Добавить в цитаты Настройки чтения

Страница 32 из 118

Нащокин называл Пушкина:

— Удивительный Александр СергеИвич, утешитель мой, радость моя!

У Нащокина были сын и дочь. Сына звали Александром в честь Пушкина, дочь звали Натальей в честь Натальи Николаевны. М-ль Наталья… Наташа, по-домашнему Таша.

Теперь Наталья Николаевна Пушкина писала Нащокину как утешителю. Утешение искала у Вяземских, Карамзиных, Жуковского: горе ее было безутешным.

Когда темно-коричневый дубовый, широкий, закругленный с боков, с парчовым позументом гроб Пушкина был вынут из могилы и помещен в Святогорском монастыре — пока готовили склеп для погребения, — именно в тот год, в то лето далеко на Кавказе, в открытую могилу бросали прощальные горсти июльской земли друзья Лермонтова.

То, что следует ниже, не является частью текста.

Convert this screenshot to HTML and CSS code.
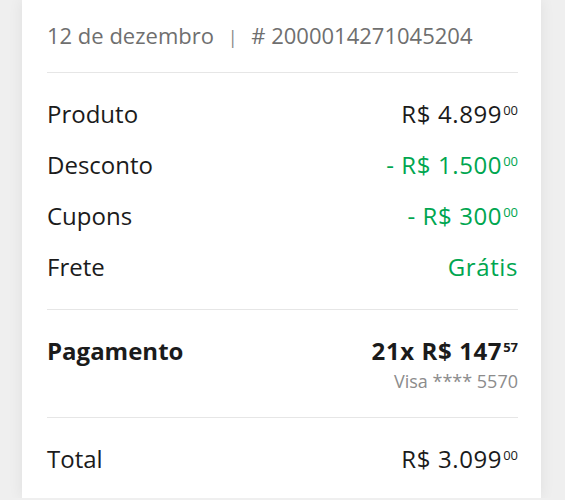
FILE: index.html
```html
<!DOCTYPE html>
<html lang="pt-BR">
<head>
<meta charset="UTF-8">
<meta name="viewport" content="width=device-width, initial-scale=1.0">
<title>Detalhe da compra</title>
<link rel="stylesheet" href="styles.css">
</head>
<body>
<div class="card">
 <!-- Cabecalho -->
 <div class="header">12 de dezembro <span class="sep">|</span> # 2000014271045204</div>

 <!-- Resumo -->
 <div class="section resumo">
 <div class="row">
 <span>Produto</span>
 <span class="price">R$ 4.899<span class="cents">00</span></span>
 </div>
 <div class="row">
 <span>Desconto</span>
 <span class="price green">- R$ 1.500<span class="cents">00</span></span>
 </div>
 <div class="row">
 <span>Cupons</span>
 <span class="price green">- R$ 300<span class="cents">00</span></span>
 </div>
 <div class="row">
 <span>Frete</span>
 <span class="price green">Grátis</span>
 </div>
 </div>

 <!-- Pagamento -->
 <div class="section pagamento">
 <div class="row bold">
 <span>Pagamento</span>
 <span class="price">21x R$ 147<span class="cents">57</span></span>
 </div>
 <div class="cartao">Visa **** 5570</div>
 </div>

 <!-- Total -->
 <div class="section total">
 <div class="row">
 <span>Total</span>
 <span class="price">R$ 3.099<span class="cents">00</span></span>
 </div>
 </div>
</div>
</body>
</html>
```

FILE: styles.css
```css
body {
 margin: 0;
 background-color: #efefef;
 font-family: "Open Sans", Lato, Arial, sans-serif;
 color: #1b1b1b;
}
.card {
 margin-left: 22px;
 width: 519px;
 box-sizing: border-box;
 padding: 0 23px 0 25px;
 background-color: #fff;
 box-shadow: 0 0 14px rgba(0, 0, 0, 0.07);
}
.header {
 height: 26px;
 padding: 22px 0 24px;
 font-size: 22px;
 line-height: 26px;
 color: #6f6f6f;
 border-bottom: 1px solid #e6e6e6;
}
.sep {
 margin: 0 8px;
 font-size: 18px;
 line-height: 0;
 color: #888;
}
.section {
 border-bottom: 1px solid #e6e6e6;
}
.resumo {
 padding: 15px 0 17px;
}
.row {
 display: flex;
 justify-content: space-between;
 align-items: center;
 height: 51px;
 font-size: 24px;
 line-height: 30px;
}
.pagamento {
 padding: 26px 0 26px;
}
.pagamento .row,
.total .row {
 height: 30px;
}
.bold {
 font-weight: 700;
}
.price {
 white-space: nowrap;
 letter-spacing: 0.6px;
}
.cents {
 margin-left: 1px;
 font-size: 13px;
 letter-spacing: 0;
 line-height: 0;
 vertical-align: 8px;
}
.green {
 color: #00a650;
}
.cartao {
 margin-top: 5px;
 text-align: right;
 font-size: 18px;
 line-height: 20px;
 color: #8c8c8c;
}
.total {
 border-bottom: none;
 padding: 26px 0 24px;
}
```
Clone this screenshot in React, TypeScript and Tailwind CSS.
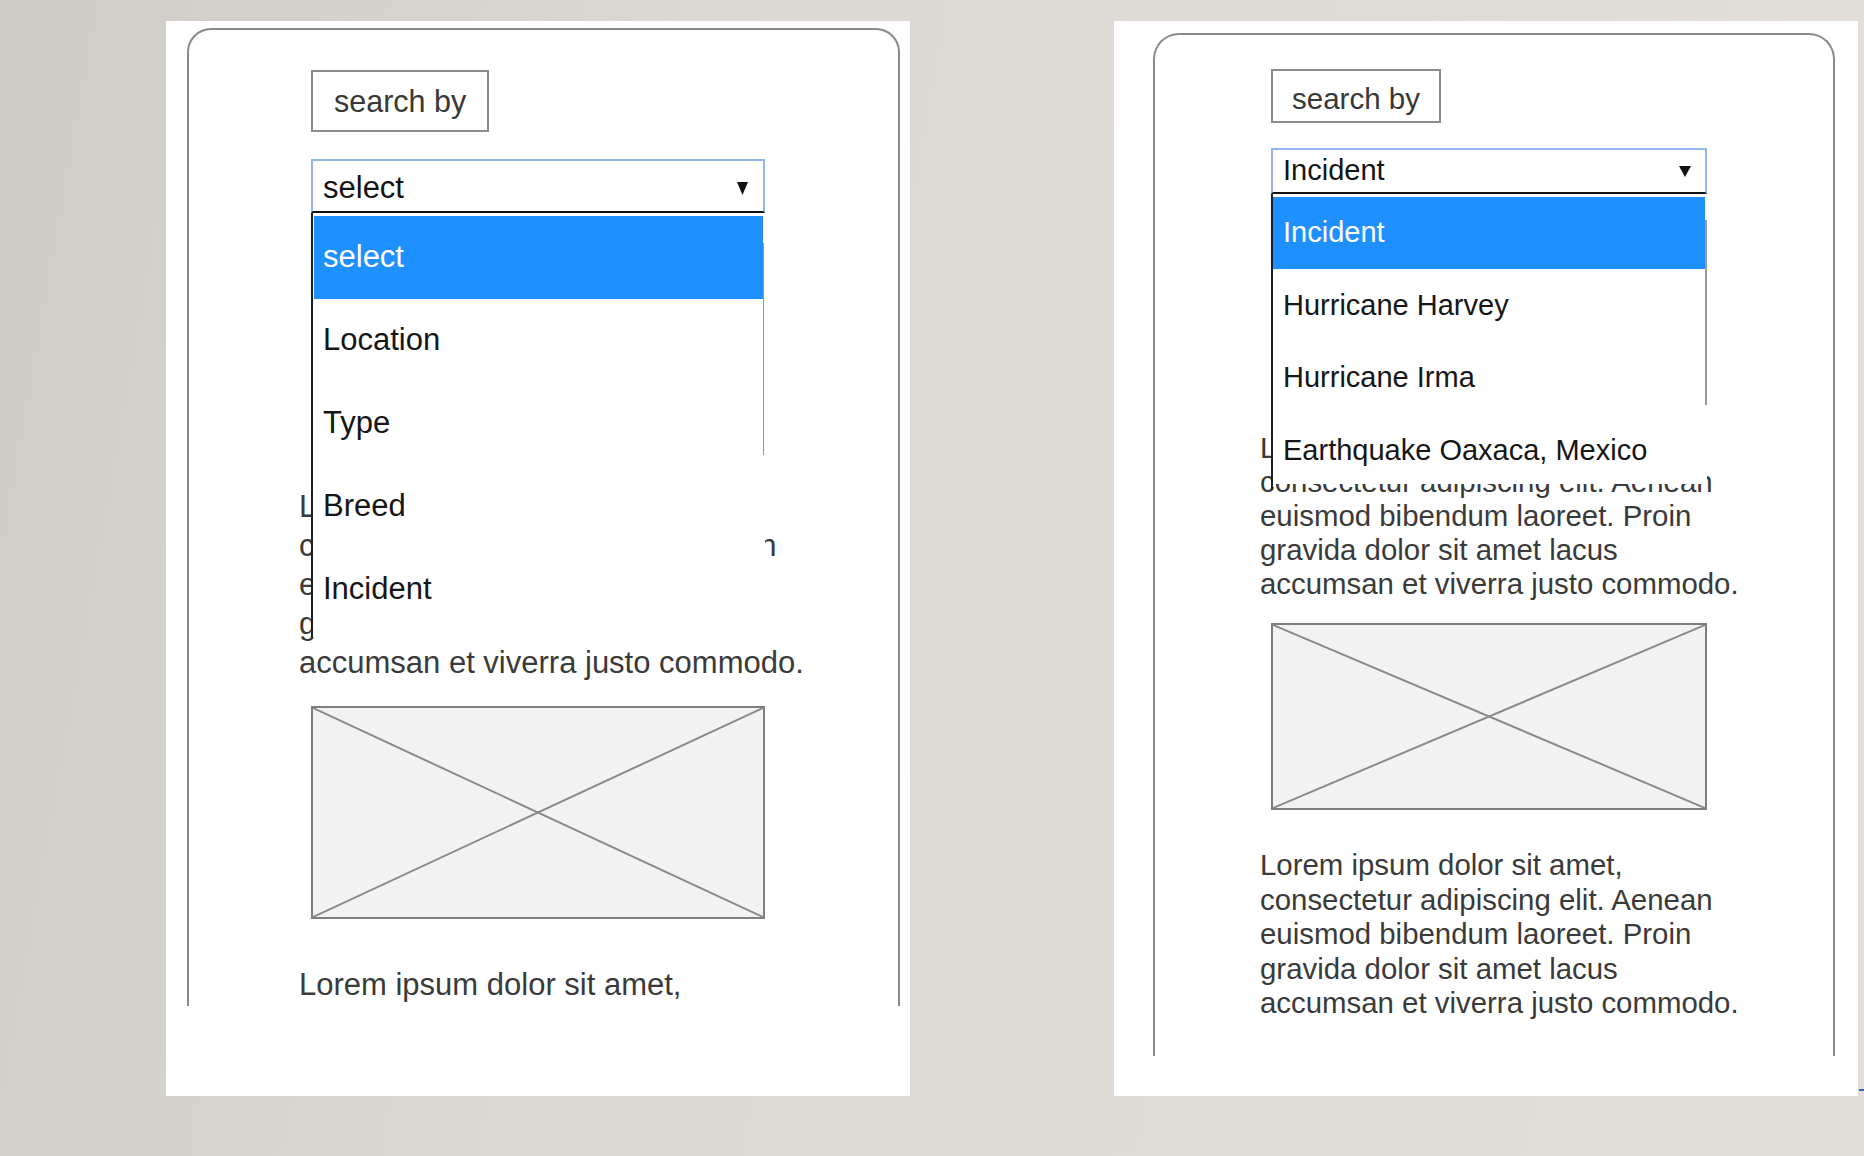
import React from "react";

const FONT = { fontFamily: '"Liberation Sans", Arial, sans-serif' };

function Arrow({ w, h }: { w: number; h: number }) {
  return (
    <svg width={w} height={h} viewBox={`0 0 ${w} ${h}`} className="block">
      <polygon points={`0,0 ${w},0 ${w / 2},${h}`} fill="#111" />
    </svg>
  );
}

function Placeholder({ w, h }: { w: number; h: number }) {
  return (
    <div className="border-2 border-[#7f7f7f] bg-[#f1f2f1]" style={{ width: w, height: h }}>
      <svg width="100%" height="100%" viewBox={`0 0 ${w - 4} ${h - 4}`} preserveAspectRatio="none" className="block">
        <line x1="0" y1="0" x2={w - 4} y2={h - 4} stroke="#8a8a8a" strokeWidth="2" />
        <line x1={w - 4} y1="0" x2="0" y2={h - 4} stroke="#8a8a8a" strokeWidth="2" />
      </svg>
    </div>
  );
}

const LOREM = [
  "Lorem ipsum dolor sit amet,",
  "consectetur adipiscing elit. Aenean",
  "euismod bibendum laoreet. Proin",
  "gravida dolor sit amet lacus",
  "accumsan et viverra justo commodo.",
];

function LeftPanel() {
  const items = ["Location", "Type", "Breed", "Incident"];
  return (
    <div className="w-[744px] h-[1075px] bg-white shrink-0">
      <div className="ml-[21px] mt-[7px] w-[713px] h-[978px] border-2 border-b-0 border-[#8a8a8a] rounded-t-[24px] overflow-hidden">
        <div className="flex flex-col items-start pl-[122px] pt-[40px]">
          <div className="w-[178px] h-[62px] border-2 border-[#8c8c8c] pl-[21px] pt-[7px] text-[30.5px] text-[#383838] leading-normal">
            search by
          </div>
          <div className="relative mt-[27px] w-[454px] h-[54px] border-2 border-[#94b6ef] border-b-[#111] flex items-center justify-between pl-[10px] pr-[15px] pt-[5px]">
            <span className="text-[31px] text-[#141414] leading-normal">select</span>
            <Arrow w={11} h={13} />
            <div className="absolute left-[-2px] top-[52px] w-[454px] h-[424px] bg-white z-10">
              <div className="absolute left-0 top-0 w-[2px] h-full bg-[#1c1c2a]" />
              <div className="absolute right-[1px] top-[30px] w-px h-[212px] bg-[#9a9a9a]" />
              <div className="pt-[3px] pl-[3px] pr-[2px]">
                <div className="h-[83px] bg-[#1e90ff] text-white flex items-center pl-[9px] text-[31px] leading-normal">
                  select
                </div>
                {items.map((t) => (
                  <div key={t} className="h-[83px] flex items-center pl-[9px] text-[31px] text-[#161616] leading-normal">
                    {t}
                  </div>
                ))}
              </div>
            </div>
          </div>
          <div className="mt-[274px] ml-[-12px] text-[31px] leading-[39px] text-[#3a3a3a] whitespace-nowrap">
            {LOREM.map((l) => (
              <div key={l}>{l}</div>
            ))}
          </div>
          <div className="mt-[24px]">
            <Placeholder w={454} h={213} />
          </div>
          <div className="mt-[46px] ml-[-12px] text-[31px] leading-[39px] text-[#3a3a3a] whitespace-nowrap">
            {LOREM.map((l) => (
              <div key={l}>{l}</div>
            ))}
          </div>
        </div>
      </div>
    </div>
  );
}

function RightPanel() {
  const items = ["Hurricane Harvey", "Hurricane Irma", "Earthquake Oaxaca, Mexico"];
  return (
    <div className="w-[744px] h-[1075px] bg-white shrink-0">
      <div className="ml-[39px] mt-[12px] w-[682px] h-[1023px] border-2 border-b-0 border-[#8a8a8a] rounded-t-[26px] overflow-hidden">
        <div className="flex flex-col items-start pl-[116px] pt-[34px]">
          <div className="w-[170px] h-[54px] border-2 border-[#8c8c8c] pl-[19px] pt-[6px] text-[29.5px] text-[#383838] leading-normal">
            search by
          </div>
          <div className="relative mt-[25px] w-[436px] h-[46px] border-2 border-[#94b6ef] border-b-[#111] flex items-center justify-between pl-[10px] pr-[14px]">
            <span className="text-[29px] text-[#141414] leading-normal">Incident</span>
            <Arrow w={12} h={11} />
            <div className="absolute left-[-2px] top-[44px] w-[436px] h-[290px] bg-white z-10">
              <div className="absolute left-0 top-0 w-[2px] h-[296px] bg-[#1c1c2a]" />
              <div className="absolute right-0 top-[26px] w-[2px] h-[185px] bg-[#9a9a9a]" />
              <div className="h-full overflow-hidden pt-[3px] pl-[2px] pr-[2px]">
                <div className="h-[72px] bg-[#1e90ff] text-white flex items-center pl-[10px] text-[29px] leading-normal">
                  Incident
                </div>
                {items.map((t) => (
                  <div key={t} className="h-[72.5px] flex items-center pl-[10px] text-[29px] text-[#161616] leading-normal whitespace-nowrap">
                    {t}
                  </div>
                ))}
              </div>
            </div>
          </div>
          <div className="mt-[237px] ml-[-11px] text-[29.4px] leading-[34px] text-[#3a3a3a] whitespace-nowrap">
            {LOREM.map((l) => (
              <div key={l}>{l}</div>
            ))}
          </div>
          <div className="mt-[22px]">
            <Placeholder w={436} h={187} />
          </div>
          <div className="mt-[38px] ml-[-11px] text-[29.4px] leading-[34.5px] text-[#3a3a3a] whitespace-nowrap">
            {LOREM.map((l) => (
              <div key={l}>{l}</div>
            ))}
          </div>
        </div>
      </div>
    </div>
  );
}

export default function App() {
  return (
    <div
      className="relative w-[1864px] h-[1156px] overflow-hidden bg-[linear-gradient(100deg,#cfcbc6_0%,#dcd9d4_35%,#e2dfda_100%)]"
      style={FONT}
    >
      <div className="flex items-start pl-[166px] pt-[21px] gap-[204px]">
        <LeftPanel />
        <RightPanel />
      </div>
      <div className="absolute left-[1859px] top-[1089px] w-[5px] h-[2px] bg-[#3b64a8]" />
    </div>
  );
}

Последнюю горсть земли, медленно разжав ладонь, высыпала в могилу Ида Мусина-Пушкина. Поэт пригласил ее на бал, который должен был состояться в Пятигорске. За неделю перед этим на молодежном бале-пикнике много танцевал с Идой. Для этого пикника «придумал громадную люстру из трехъярусно помещенных обручей, обвитых цветами и ползучими растениями» и наклеил с друзьями «до двух тысяч разных цветных фонарей».

Лермонтова убили. Ида Мусина-Пушкина на бал не приехала. Она была последней феей в жизни Лермонтова, цветным фонариком, который вдруг, может быть, на какую-то последнюю минуту зажегся в его жизни.

Две вечно печальные дуэли.

Слова принадлежат XIX веку. Переданы нам. Мы передаем дальше.

К дирижерскому пульту вышел дирижер. Короткая последняя самая тихая пауза, когда слышно, как дышат над пюпитрами свечи, и зазвучали такты «Прощальной» симфонии Гайдна.

Музыка наполнила зал. Теперь свечи ловят дыхание труб, движение смычков. Музыка вздымается и опадает. И вновь вздымается, и вновь опадает: жизнь, смерть и бессмертие.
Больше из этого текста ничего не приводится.